Coburn is staunchly conservative and won a reputation as an instigator during three terms in the House. He contends that the appropriations process is seriously out of control.

The $81 billion supplemental represents many of the practices Coburn wants to prevent, especially the practice of using emergency spending bills to fund things that are not emergencies in order to create more room in the regular appropriations bills. “It ought to be designed for emergencies, true emergencies,” Coburn said.

Typically, taking on the leadership and the appropriations hierarchy does not win a lawmaker many friends. Appropriations Chairman Thad Cochran, R-Miss., an archetype “Old Bull” of the Senate, confidently asked senators to kill Coburn’s amendment.

But Coburn worked the floor, winning votes from conservatives, especially the junior ones. He even lobbied Democrats including Ron Wyden and won the Oregon senator’s vote. Eventually, Cochran made his own way to the front of the chamber to ensure that the unthinkable did not happen, and senior appropriators including Pete V. Domenici, R-N.M., set about twisting arms.

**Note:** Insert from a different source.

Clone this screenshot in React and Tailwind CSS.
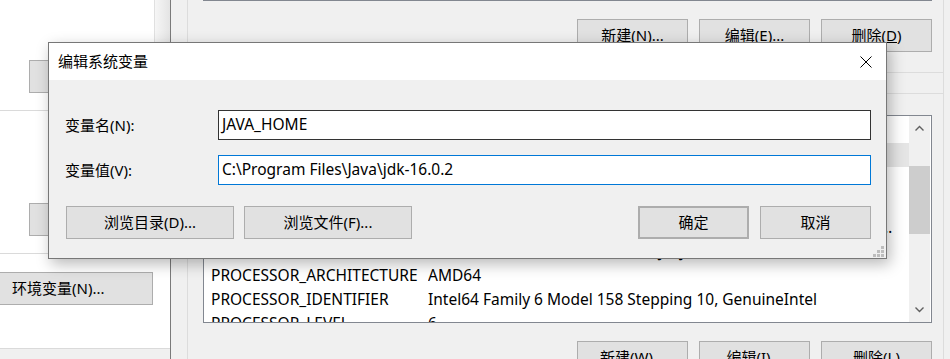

At one point, Coburn appeared ahead. But in the end, the Senate tabled his amendment on a 54-45 vote. Domenici said he persuaded two Republicans to switch their votes, but said Coburn nearly pulled off an upset with support from the “ultra-right” and Democrats who hoped to hand President Bush a defeat.

Coburn had less success with two amendments to strike “pork barrel” projects from the spending package. He offered but withdrew an amendment to remove $10 million for flood damage at the University of Hawaii. And the Senate defeated on a voice vote an amendment targeting a provision championed by Arlen Specter, R-Pa., that would ensure that a Philadelphia-based company would benefit from $40 million in earlier appropriations to operate high-speed cargo vessels out of the Port of Philadelphia.

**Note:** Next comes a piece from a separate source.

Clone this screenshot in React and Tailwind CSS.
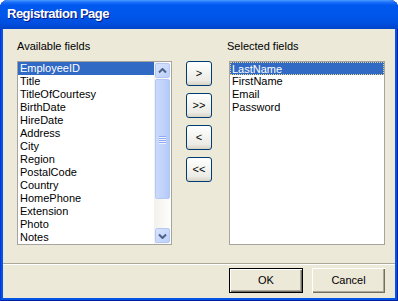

Coburn took care not to cast aspersions on his colleagues, and observed the usual senatorial courtesies. Still, he vowed to scrutinize every spending bill and report that comes to the floor during the appropriations process.

“There isn’t going to be an appropriations bill that I don’t go after,” Coburn vowed.

In that quest, Coburn will join self-styled “porkbuster” John McCain, R-Ariz., who has been doing the same, invariably futile, scrubbing of appropriations bills for years. “He did good,” McCain said Wednesday.